I am writing this as a how-to guide on asking about tissue research and the selling of body parts. It will become a letter I will be sending to my "representatives" in Congress.
This is a draft and stream of conscience list of questions for now.
I would like feedback but don't expect anything back from me right away. I have to mow my lawn and I get distracted with other things, too.
Dear "Representative" ______,
Since you will be voting on restricting research and the possible profiteering of Planned Parenthood from fetal tissue also known as unborn human babies, will this legislation also include the other non-for-profit and for-profit tissue brokers that exist in our country? I ask this because this business is quite profitable and has, I assume if not expect, looser restrictions on where they get their body parts in comparison to what Planned Parenthood has to go through in red tape.
I found, albeit an old, story online about fraud, theft and profiteering in the for-profit tissue brokers world:
http://www.icij.org/...
The part I read was about a defunct dentist that lied about a murder-suicide and called it a car accident. He is in prison for that. The main buyer, Florida-headquartered RTI Biologics, is still in business from a quick google check. This business is on the NASDAQ stock exchange.
From the story:
"For more than three years until his crimes came to light in late 2005, Mastromarino’s firm supplied bones and other tissue to RTI's nonprofit subsidiary, RTI Donor Services, and four other U.S. companies."
I have some questions if you would kindly answer them:
Are family members the ones in charge of the deceased remains? If not, why not?
Why are businesses allowed to do research on corpses but not on fetal tissue? (FYI, Polio was cured by fetal tissue research.)
More from the story:
"More than 2,500 companies registered with the U.S. government rely to varying degrees on the fees they charge for crafting implants made from human tissue.
The world's largest human-tissue bank, Musculoskeletal Transplant Foundation, took in nearly $400 million in revenues in 2010."
"The Alabama Organ Center is one of RTI's suppliers. It was embroiled in scandal this spring when its second-in-command, Richard Alan Hicks, pleaded guilty to accepting kickbacks from a funeral home in exchange for tissue recovery contracts.
"There are too many loopholes. There are too many temptations. There's too much money out there," Hicks' attorney Richard Jaffe told ICIJ in June. "This industry is out of control.""
I agree with attorney Jaffe. So why are you not clamping down on more restrictions in the for-profit business of human remains?
I bet you could record a business lunch between the tissue brokers and the medical administrators without editing the footage and they would be saying the same thing but with a lot more dollar figures involved.

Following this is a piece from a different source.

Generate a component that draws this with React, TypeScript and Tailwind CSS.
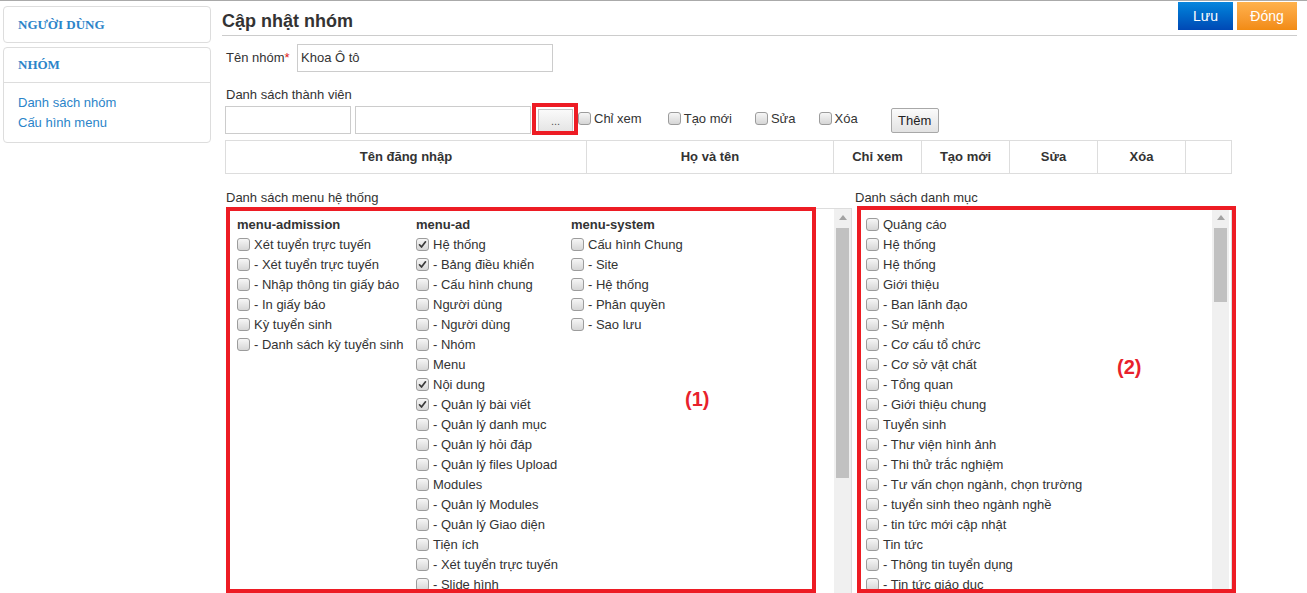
import React from "react";

const Cb = ({ checked }: { checked?: boolean }) => (
  <span className="inline-flex w-[13px] h-[13px] shrink-0 rounded-[3px] border border-[#9c9c9c] bg-linear-to-b from-[#f6f6f6] to-[#d6d6d6] items-center justify-center mt-[3px]">
    {checked && (
      <svg width="9" height="9" viewBox="0 0 9 9">
        <path d="M1.5 4.8 L3.5 7 L7.5 1.8" stroke="#3a3a3a" strokeWidth="1.7" fill="none" strokeLinecap="round" strokeLinejoin="round" />
      </svg>
    )}
  </span>
);

const Item = ({ label, checked }: { label: string; checked?: boolean }) => (
  <div className="flex items-start gap-[4px] h-[20px] leading-[20px] whitespace-nowrap">
    <Cb checked={checked} />
    <span>{label}</span>
  </div>
);

const col1 = ["Xét tuyển trực tuyến", "- Xét tuyển trực tuyến", "- Nhập thông tin giấy báo", "- In giấy báo", "Kỳ tuyển sinh", "- Danh sách kỳ tuyển sinh"];
const col2: [string, boolean][] = [
  ["Hệ thống", true],
  ["- Bảng điều khiển", true],
  ["- Cấu hình chung", false],
  ["Người dùng", false],
  ["- Người dùng", false],
  ["- Nhóm", false],
  ["Menu", false],
  ["Nội dung", true],
  ["- Quản lý bài viết", true],
  ["- Quản lý danh mục", false],
  ["- Quản lý hỏi đáp", false],
  ["- Quản lý files Upload", false],
  ["Modules", false],
  ["- Quản lý Modules", false],
  ["- Quản lý Giao diện", false],
  ["Tiện ích", false],
  ["- Xét tuyển trực tuyến", false],
  ["- Slide hình", false],
  ["- Quảng cáo", false],
];
const col3 = ["Cấu hình Chung", "- Site", "- Hệ thống", "- Phân quyền", "- Sao lưu"];
const right = [
  "Quảng cáo",
  "Hệ thống",
  "Hệ thống",
  "Giới thiệu",
  "- Ban lãnh đạo",
  "- Sứ mệnh",
  "- Cơ cấu tổ chức",
  "- Cơ sở vật chất",
  "- Tổng quan",
  "- Giới thiệu chung",
  "Tuyển sinh",
  "- Thư viện hình ảnh",
  "- Thi thử trắc nghiệm",
  "- Tư vấn chọn ngành, chọn trường",
  "- tuyển sinh theo ngành nghề",
  "- tin tức mới cập nhật",
  "Tin tức",
  "- Thông tin tuyển dụng",
  "- Tin tức giáo dục",
  "- Hoạt động",
];

const ScrollBar = ({ thumb }: { thumb: number }) => (
  <div className="w-[17px] shrink-0 bg-[#f0f0f0] flex flex-col items-center">
    <div className="h-[17px] w-full flex items-center justify-center">
      <svg width="8" height="5" viewBox="0 0 8 5">
        <path d="M0 5 L4 0 L8 5 Z" fill="#a3a3a3" />
      </svg>
    </div>
    <div className="w-[13px] bg-[#c1c1c1] mt-[2px]" style={{ height: thumb }} />
  </div>
);

export default function App() {
  return (
    <div
      className="w-[1307px] h-[593px] overflow-hidden bg-white text-[13px] text-[#333]"
      style={{ fontFamily: '"Liberation Sans", Arial, sans-serif' }}
    >
      <div className="border-t border-[#aaa] flex">
        {/* Sidebar */}
        <div className="ml-[3px] mt-[5px] w-[208px] flex flex-col gap-[4px] shrink-0">
          <div className="h-[37px] border border-[#ddd] rounded-[4px] flex items-center pl-[14px]">
            <span className="font-bold text-[13px] text-[#2b84c9]" style={{ fontFamily: '"Liberation Serif", serif' }}>
              NGƯỜI DÙNG
            </span>
          </div>
          <div className="border border-[#ddd] rounded-[4px]">
            <div className="h-[35px] border-b border-[#ddd] flex items-center pl-[14px]">
              <span className="font-bold text-[13px] text-[#2b84c9]" style={{ fontFamily: '"Liberation Serif", serif' }}>
                NHÓM
              </span>
            </div>
            <div className="pl-[14px] pt-[10px] pb-[9px] text-[#2b84c9] leading-[20px]">
              <div>Danh sách nhóm</div>
              <div>Cấu hình menu</div>
            </div>
          </div>
        </div>

        {/* Main */}
        <div className="ml-[11px] w-[1075px] shrink-0">
          <div className="h-[35px] border-b border-[#ccc] flex justify-between items-start">
            <h1 className="text-[18px] font-bold leading-[22px] mt-[9px] text-[#333]">Cập nhật nhóm</h1>
            <div className="flex gap-[4px] mt-[1px]">
              <button className="w-[55px] h-[28px] bg-linear-to-b from-[#0a86dd] to-[#0048b4] text-white text-[14px]">Lưu</button>
              <button className="w-[60px] h-[28px] bg-linear-to-b from-[#ffb24c] to-[#f28b12] text-white text-[14px]">Đóng</button>
            </div>
          </div>

          <div className="pl-[3px]">
            {/* Tên nhóm */}
            <div className="flex items-center mt-[8px] h-[28px]">
              <span className="pl-[1px] w-[72px]">
                Tên nhóm<span className="text-[#e02020]">*</span>
              </span>
              <div className="w-[256px] h-[28px] border border-[#ccc] flex items-center pl-[3px]">Khoa Ô tô</div>
            </div>

            <div className="mt-[13px] h-[21px] leading-[20px] pl-[1px]">Danh sách thành viên</div>

            {/* member row */}
            <div className="flex items-start h-[28px]">
              <div className="w-[126px] h-[28px] border border-[#ccc]" />
              <div className="w-[176px] h-[28px] border border-[#ccc] ml-[4px]" />
              <div className="relative ml-[7px] mt-[3px]">
                <button className="w-[35px] h-[24px] border border-[#c4c4c4] bg-linear-to-b from-[#fafafa] to-[#e4e4e4] text-[11px] leading-[20px] text-[#555]">
                  ...
                </button>
                <div className="absolute left-[-6px] top-[-6px] w-[46px] h-[32px] border-[4px] border-[#ed1c24]" />
              </div>
              <div className="flex items-start ml-[5px] mt-[3px] gap-[3px]">
                <Cb />
                <span className="leading-[20px]">Chỉ xem</span>
              </div>
              <div className="flex items-start ml-[26px] mt-[3px] gap-[3px]">
                <Cb />
                <span className="leading-[20px]">Tạo mới</span>
              </div>
              <div className="flex items-start ml-[23px] mt-[3px] gap-[3px]">
                <Cb />
                <span className="leading-[20px]">Sửa</span>
              </div>
              <div className="flex items-start ml-[23px] mt-[3px] gap-[3px]">
                <Cb />
                <span className="leading-[20px]">Xóa</span>
              </div>
              <button className="ml-[33px] mt-[2px] w-[48px] h-[25px] border border-[#a8a8a8] rounded-[2px] bg-linear-to-b from-[#fbfbfb] to-[#e2e2e2] text-[13px] text-[#222]">
                Thêm
              </button>
            </div>

            {/* table */}
            <div className="mt-[6px] w-[1007px] h-[34px] border border-[#ddd] flex font-bold text-[13px]">
              <div className="w-[361px] border-r border-[#ddd] flex items-center justify-center">Tên đăng nhập</div>
              <div className="w-[247px] border-r border-[#ddd] flex items-center justify-center">Họ và tên</div>
              <div className="w-[88px] border-r border-[#ddd] flex items-center justify-center">Chỉ xem</div>
              <div className="w-[88px] border-r border-[#ddd] flex items-center justify-center">Tạo mới</div>
              <div className="w-[88px] border-r border-[#ddd] flex items-center justify-center">Sửa</div>
              <div className="w-[88px] border-r border-[#ddd] flex items-center justify-center">Xóa</div>
              <div className="flex-1" />
            </div>

            {/* lists */}
            <div className="flex gap-[5px] mt-[14px] pl-[1px]">
              <div className="w-[626px]">
                <div className="h-[20px] leading-[20px]">Danh sách menu hệ thống</div>
                <div className="relative h-[400px] border border-[#ddd] flex">
                  <div className="flex-1 flex pl-[10px] pt-[6px] overflow-hidden">
                    <div className="w-[179px]">
                      <div className="font-bold h-[20px] leading-[20px]">menu-admission</div>
                      {col1.map((t, i) => (
                        <Item key={i} label={t} />
                      ))}
                    </div>
                    <div className="w-[155px]">
                      <div className="font-bold h-[20px] leading-[20px]">menu-ad</div>
                      {col2.map(([t, c], i) => (
                        <Item key={i} label={t} checked={c} />
                      ))}
                    </div>
                    <div>
                      <div className="font-bold h-[20px] leading-[20px]">menu-system</div>
                      {col3.map((t, i) => (
                        <Item key={i} label={t} />
                      ))}
                    </div>
                  </div>
                  <ScrollBar thumb={250} />
                  <div className="absolute left-[-1px] top-[-2px] w-[590px] h-[386px] border-[4px] border-[#ed1c24]" />
                  <div className="absolute left-[458px] top-[178px] text-[20px] font-bold text-[#e8212c] leading-[24px]">(1)</div>
                </div>
              </div>
              <div className="w-[375px]">
                <div className="h-[20px] leading-[20px] -ml-[2px]">Danh sách danh mục</div>
                <div className="relative h-[400px] border border-[#ddd] flex">
                  <div className="flex-1 pl-[8px] pt-[6px] overflow-hidden">
                    {right.map((t, i) => (
                      <Item key={i} label={t} />
                    ))}
                  </div>
                  <div className="mr-[2px] flex">
                    <ScrollBar thumb={74} />
                  </div>
                  <div className="absolute left-[-1px] top-[-3px] w-[379px] h-[387px] border-[4px] border-[#ed1c24]" />
                  <div className="absolute left-[259px] top-[146px] text-[20px] font-bold text-[#e8212c] leading-[24px]">(2)</div>
                </div>
              </div>
            </div>
          </div>
        </div>
      </div>
    </div>
  );
}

Sincerely from someone who is
Not considered a constituent by you,
__________
1:06pm
"That's the wrong angle. You're emphasizing
the supposed 'crime' alleged by the extremists. The emphasis needs to be on the positives of Planned Parenthood. The legislators can use the letter above to show support for defunding Planned Parenthood and restricting it. Also, some companies are legitimate and doing good research. Your letter could cause problems for them too. Instead of throwing out a wider net, narrow your letter to why Planned Parenthood is needed.
"We all make a mark on this life. The size of the mark isn't as important as the depth.""
by cv lurking gf
I do agree with you. I do. But I do want to cast a wider net and get all medical institutions involved in this double-standard that is being presented by the right. I think you may be right, though. I do want to cause problems. Only because so little skin is actually in this fight by the majority of people in the US.
It reminds me of the Iraq War and how I saw people around me not even acknowledging that it was going on except through the nightly news for one or two stories before the news moved on to some other topic. Rationing did not happen. Donations happened but probably not at the capacity it had in WWII.
It just looks like it is a gang fight fighting over a street instead of world war.
3:47pm 8/6/15
http://www.care2.com/...
Adding “burial” requirements or death certificates for all fetal death, and lumping abortion and miscarriage together, is likely to continue to block similar legislation from ever managing to pass into law. With one in five pregnancies ending in miscarriage, such a rule would likely cripple hospitals as well as hit a similar wall it did in Kansas. After all, no one wants to be the one to tell a person miscarrying a highly wanted child that now she has to prepare for its burial and disposal before she leaves a hospital, or that she’s going to receive a death certificate soon after to verify her loss.